Much of the research has been focused on harbor seals because harbor porpoises and other top predators are more difficult to study, Berejikian said. For example, fecal samples from seals can be picked up from their haul-out areas on land to figure out what they are eating.
“All along, I would have loved to do something with harbor porpoises,” Berejikian said. “It’s not that we think harbor seals are driving everything [in the ecosystem]. But we are trying to quantify their effects. Then the remainder is everything else.”
Connecting the dots in the food web
Puget Sound’s food web is so complex that it cannot be described easily in words. Line diagrams on paper that point from prey to predator and back may help people visualize the connections, but such diagrams don’t capture the location of the interactions, nor the depth of the water, nor the time of year — all of which are critical factors in determining whether a species eats or gets eaten.
That’s where a computer model of the food web comes into play, says Harvey of NOAA who is playing a key role in developing a food-web model of Puget Sound. The model will help scientists understand how changes in one population can lead to changes in many others.
”The amount of food of a particular type that a predator eats changes as a function of the amount of food that is out there,” said Harvey. “We refer to that as a functional response. As the amount of, say, herring increases, the amount that a predator is eating will increase until the predator can’t eat anymore, or until the prey decreases and the predator is not capable of catching those fish.”
If the herring population declines, then predators will need to find something else to eat or their population will decline … and so on.
“There are many species of prey out there, and every one has its own strategy on how to make it in this world.”
—Chris Harvey, ecologist, NOAA’s Northwest Fisheries Science Center
“There are many species of prey out there, and every one has its own strategy on how to make it in this world,” Harvey said. “Responses are often unpredictable, because you have so many feedbacks. But models can hopefully provide hypotheses to see how that works.”
The modeling effort, funded by the Salish Sea Marine Survival Project, is built upon the Atlantis Model, developed by Australian government scientists.

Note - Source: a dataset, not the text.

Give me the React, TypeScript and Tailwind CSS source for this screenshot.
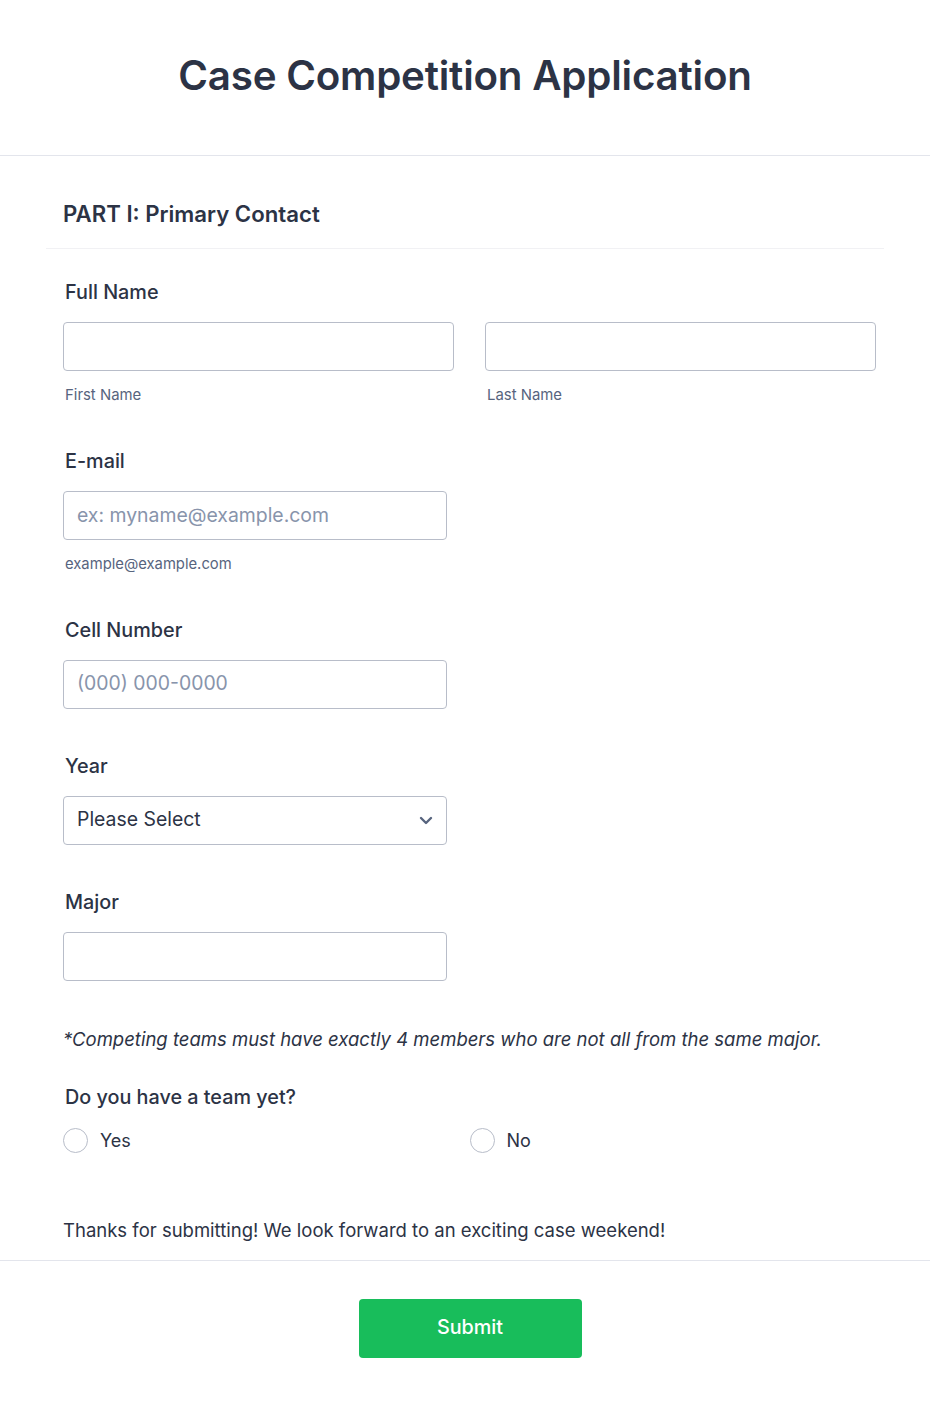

Early results are expected next year.
If diet studies can determine what various species are eating, then the food web model should be able to predict changes in the real world that would occur under various management scenarios — such as if harbor porpoise populations were to suddenly increase, or if harbor seals were removed from Puget Sound, or if herring or hatchery salmon were boosted with the help of humans.
While resident killer whales depend heavily on Chinook salmon, transient killer whales — a distant cousin — eat mainly marine mammals, including both harbor seals and harbor porpoises. The number of transients visiting Puget Sound has been increasing in recent years.
The presence of transient orcas could be reducing the number of marine mammals, experts say. That reduction, in turn, could benefit populations of small fish, which could help salmon, which could provide more food for the endangered fish-eating killer whales.
When the Atlantis model is up and running, it should be able to track the growth or decline of various fish and marine mammal populations and to trace their general movements, Harvey said. One could hypothesize that harbor porpoises will eat fish of a certain size and abundance if they’re in their general area. The model can predict the resulting effects on other species.
The model also is designed to run through time. “With harbor porpoise, we could assume the populations were what they were in 1990 and grow the population to its present level,” Harvey said. “Does that change the amount of salmon or the amount of herring or the diets of harbor seals? That is what we would like to find out. What effect is one change having on the rest of the system?”
It is generally assumed that harbor seals are the main culprits when it comes to eating large numbers of threatened Chinook salmon, which are desperately needed to feed the Southern Resident killer whales, Harvey said. “But it is also possible that harbor porpoises are playing a role. They may be eating a lot of food that harbor seals used to eat. A food web model is absolutely essential to answer questions like this.”